What we are discussing is the budget for the office that is essentially the filter for all hiring and retention at the State Department … This office has a clever name that uses strong emotional words—diversity, equity, inclusion—but functionally does the opposite of what America has always stood for, which is very simply the best man, the best woman for the job.

Mast gave Abercrombie-Winstanley a list of traits other than race on which to base hiring: “Hard work, loyalty to America, patience, willingness to sacrifice, a sense of duty, consistency, honor, discipline, confidence.”

Then, in what became an exchange that was both personal and went right to the crux of the matter, Mast suddenly asked Abercrombie-Winstanley: “Can you tell me—am I white?”

Abercrombie-Winstanley, who is black, seemed taken aback, paused, and offered demurely: “I would allow you to tell me how you characterize yourself.”

“That’s exactly right. I would have to tell you, not just how I characterize myself, but what I am. But I’m asking, do you know if I’m white?” insisted Mast again.

“I do not know,” responded Abercrombie-Winstanley.

“Half black?” pressed Mast.

“I do not know,” she responded again.

“Asian Islander? Brown? Latino?”

“I do not know,” she protested again.

“You can’t know without asking. … And we can’t ask what somebody is.”

“Shouldn’t matter that I’m half Mexican,” intoned Mast, who happens to be Tixomena Trujillo’s son—an ancestry that should be meaningless to anyone in charge of hiring or promotion.

“It shouldn’t matter whether I’m able-bodied, or ambulatory or not ambulatory,” added Mast, who is also a former Army sergeant who lost both legs serving his country in Afghanistan.

That exchange somehow managed to capture the zeitgeist of the age. To the DEI-obsessed, everyone who’s half what they may consider nonwhite (or any portion, even one-eighth) is nonwhite, and therefore in need of protection as a victim of our “systems of oppression.”

But at that moment you could sense the wheels turning: “Wait, so Mast is not an oppressor?

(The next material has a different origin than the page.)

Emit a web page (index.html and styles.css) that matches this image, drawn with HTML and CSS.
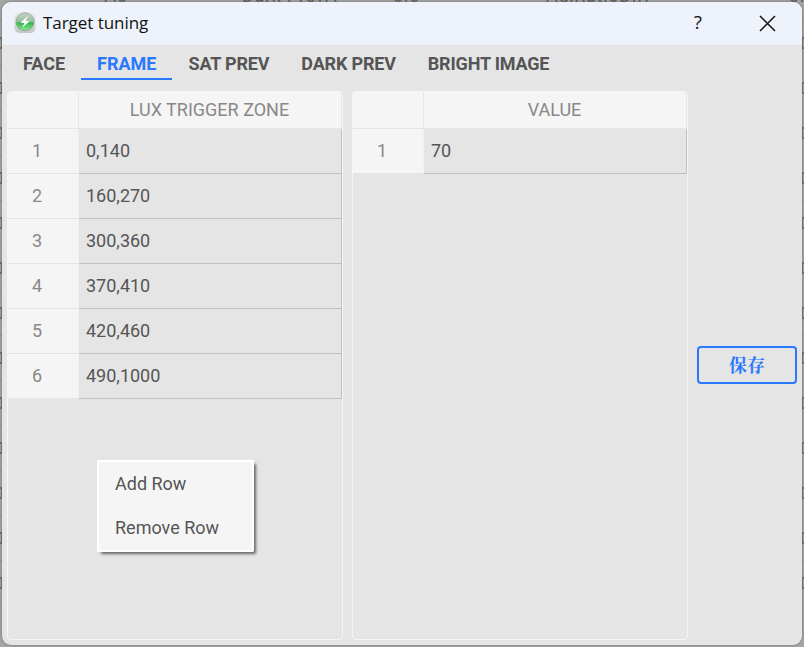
FILE: index.html
```
<!DOCTYPE html>
<html lang="en">
<head>
<meta charset="utf-8">
<title>Target tuning</title>
<link rel="stylesheet" href="styles.css">
</head>
<body>
<div class="backdrop">
  <span class="b1">7,0</span><span class="b2">Dark PrevA</span><span class="b3">0.0</span><span class="b4">AdjRatioDiff</span><span class="b5">0.</span>
</div>
<div class="edge left"><i></i><i></i><i></i><i></i><i></i><i></i><i></i><i></i><i></i><i></i><i></i><i></i><i></i></div>
<div class="edge right"><i></i><i></i><i></i><i></i><i></i><i></i><i></i><i></i><i></i><i></i><i></i><i></i><i></i></div>
<main class="window">
  <header class="titlebar">
    <svg class="logo" width="22" height="23" viewBox="0 0 22 23">
      <defs>
        <linearGradient id="frame" x1="0" y1="0" x2="0" y2="1"><stop offset="0" stop-color="#eeeeee"/><stop offset="1" stop-color="#c4c4c4"/></linearGradient>
        <linearGradient id="orb" x1="0" y1="0" x2="0" y2="1"><stop offset="0" stop-color="#c3d2c6"/><stop offset=".48" stop-color="#9ac0a0"/><stop offset=".55" stop-color="#31b64c"/><stop offset="1" stop-color="#8be895"/></linearGradient>
      </defs>
      <rect x=".5" y=".5" width="21" height="21.5" rx="5.5" fill="url(#frame)"/>
      <circle cx="11" cy="10.8" r="9" fill="url(#orb)" stroke="#909a92" stroke-width=".8"/>
      <path d="M14.5 4.5 6.5 11.7l4 .2-2.4 5 7.4-6.7-4-.3z" fill="#fff"/>
    </svg>
    <h1>Target tuning</h1>
    <span class="help">?</span>
    <svg class="close" width="17" height="17" viewBox="0 0 17 17"><path d="M1 1 16 16M16 1 1 16" fill="none" stroke="#111" stroke-width="1.5"/></svg>
  </header>
  <nav class="tabs">
    <a>FACE</a><a class="active">FRAME</a><a>SAT PREV</a><a>DARK PREV</a><a>BRIGHT IMAGE</a>
  </nav>
  <div class="content">
    <section class="panel">
      <div class="row head"><span class="num"></span><span class="cell">LUX TRIGGER ZONE</span></div>
      <div class="row"><span class="num">1</span><span class="cell">0,140</span></div>
      <div class="row"><span class="num">2</span><span class="cell">160,270</span></div>
      <div class="row"><span class="num">3</span><span class="cell">300,360</span></div>
      <div class="row"><span class="num">4</span><span class="cell">370,410</span></div>
      <div class="row"><span class="num">5</span><span class="cell">420,460</span></div>
      <div class="row last"><span class="num">6</span><span class="cell">490,1000</span></div>
      <div class="menu"><span>Add Row</span><span>Remove Row</span></div>
    </section>
    <section class="panel">
      <div class="row head"><span class="num"></span><span class="cell">VALUE</span></div>
      <div class="row last"><span class="num">1</span><span class="cell">70</span></div>
    </section>
    <button class="save" lang="zh-CN">保存</button>
  </div>
</main>
</body>
</html>
```
FILE: styles.css
```
* { box-sizing: border-box; }
body {
  margin: 0;
  width: 804px;
  height: 647px;
  padding: 2px;
  overflow: hidden;
  position: relative;
  font: 18px Roboto, "Noto Sans CJK SC", sans-serif;
  color: #555;
  background: repeating-linear-gradient(#a5a5a5 0 20px, #919191 20px 21px, #a5a5a5 21px 45px);
}
.backdrop {
  position: absolute;
  top: -14px;
  left: 0;
  right: 0;
  height: 20px;
  line-height: 20px;
  color: #555;
  white-space: nowrap;
  letter-spacing: .7px;
}
.backdrop span { position: absolute; top: 0; }
.b1 { left: 102px; }
.b2 { left: 242px; }
.b3 { left: 393px; }
.b4 { left: 546px; }
.b5 { left: 789px; }
.edge {
  position: absolute;
  top: 37px;
  width: 2px;
  display: grid;
  grid-auto-rows: 12px;
  row-gap: 33px;
}
.edge i { border: solid #665850; border-width: 2px 1px 2px 0; opacity: .8; }
.left { left: 0; }
.right { right: 0; }
.right i { border-color: #4d6066; border-width: 2px 0 2px 1px; }
.window {
  position: relative;
  width: 800px;
  height: 643px;
  display: flex;
  flex-direction: column;
  background: #e5e5e5;
  border-radius: 9px;
  overflow: hidden;
  box-shadow: 0 0 3px #707070;
}
.titlebar {
  height: 43px;
  flex: none;
  display: flex;
  align-items: center;
  padding: 0 26px 0 12px;
  background: #eef3fb;
  color: #111;
  font-family: "Open Sans", sans-serif;
}
.logo { margin-top: -3px; }
h1 { margin: -2px auto 0 7px; font-size: 17px; font-weight: 400; letter-spacing: -.05px; }
.help { margin: -3px 57px 0 0; font-size: 19px; }
.tabs { display: flex; height: 35px; margin-left: 5px; flex: none; font-weight: 700; }
.tabs a { padding: 0 16px; line-height: 37px; height: 35px; white-space: nowrap; }
.tabs a:nth-child(n+3) { letter-spacing: -.18px; }
.tabs .active { color: #2979ff; border-bottom: 2px solid #2979ff; }
.content {
  display: grid;
  grid-template-columns: 336px 336px 100px;
  column-gap: 9px;
  height: 549px;
  margin: 11px 0 0 5px;
}
.panel { position: relative; border: 1px solid #f5f5f5; border-radius: 4px; }
.row { display: grid; grid-template-columns: 71px 1fr; height: 45px; line-height: 44px; }
.num { background: #f5f5f5; color: #888; text-align: center; padding-right: 12px; border-bottom: 1px solid #e5e5e5; border-right: 1px solid #f0f0f0; }
.cell { padding-left: 7px; border-right: 1px solid #c0c0c0; border-bottom: 1px solid #c0c0c0; }
.head { height: 37px; line-height: 36px; background: #f5f5f5; border-radius: 3px 3px 0 0; }
.head .num { border-right-color: #e5e5e5; border-top-left-radius: 3px; }
.head .cell { padding: 0 1px 0 0; text-align: center; color: #888; border-color: #e5e5e5; }
.menu {
  position: absolute;
  left: 89px;
  top: 368px;
  width: 157px;
  height: 92px;
  padding: 2px 2px 2px 18px;
  display: flex;
  flex-direction: column;
  border-radius: 2px;
  background: #f5f5f5;
  box-shadow: inset 0 0 0 2px #fff, 3px 3px 3px -1px #666;
}
.menu span { height: 44px; line-height: 43px; }
.save {
  align-self: start;
  justify-self: start;
  margin: 255px 0 0;
  width: 100px;
  height: 38px;
  padding: 0 0 2px;
  border: 2px solid #2979ff;
  border-radius: 4px;
  background: transparent;
  color: #2979ff;
  font: 700 18px/30px "Noto Serif CJK SC", "Noto Sans CJK SC", serif;
}
```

He’s a member of a victim group? But just a second ago he was an oppressor …”

The entire DEI apparatus was imploding as its ludicrous foundations gave way.

The Democrats on the subcommittee, apparently aghast that DEI’s run as a cow not to be gored is coming to a close, were apoplectic.

The ranking member, Rep. Gregory Meeks, D-N.Y., was so incensed he later put out a statement bemoaning that “extremist Republicans continue to attack the [State Department’s] Office of Diversity and Inclusion and knowingly misrepresent its work.”

The subcommittee’s ranking member, Rep. Jason Crow, D-Colo., meanwhile, was so angry that he decided to trash remarks he had prepared for the hearing, saying he was “so appalled by the chairman’s opening remarks that I need to address it.”

Except Crow didn’t depart from tired talking points.

“Those who want to talk about merit also don’t want to talk about the history of this country,” he said, a charge without a shred of evidence. What people don’t want is obsessive racialism becoming our reigning ideology.

Crow was much closer to the truth when he said the country needs a “conversation about how to realize our full potential.”

Except there is no sign that the Left wants a civil debate that includes not just history, but also present dysfunctions such as the collapse of the family—an institution whose existence is correlated strongly to life outcomes—or our appalling public schools.

Until that happens, until we take that seriously, no amount of quick fixes and illegal quotas will fix anything at the State Department, or any other federal agency.

This commentary first appeared in the Washington Examiner

Editor’s note: Secretary of State Antony Blinken, who appointed Abercrombie-Winstanley in 2021 as the State Department’s first diversty and inclusion officer, on June 6 announced the former ambassador’s departure after 30 years with the department. No reason was given.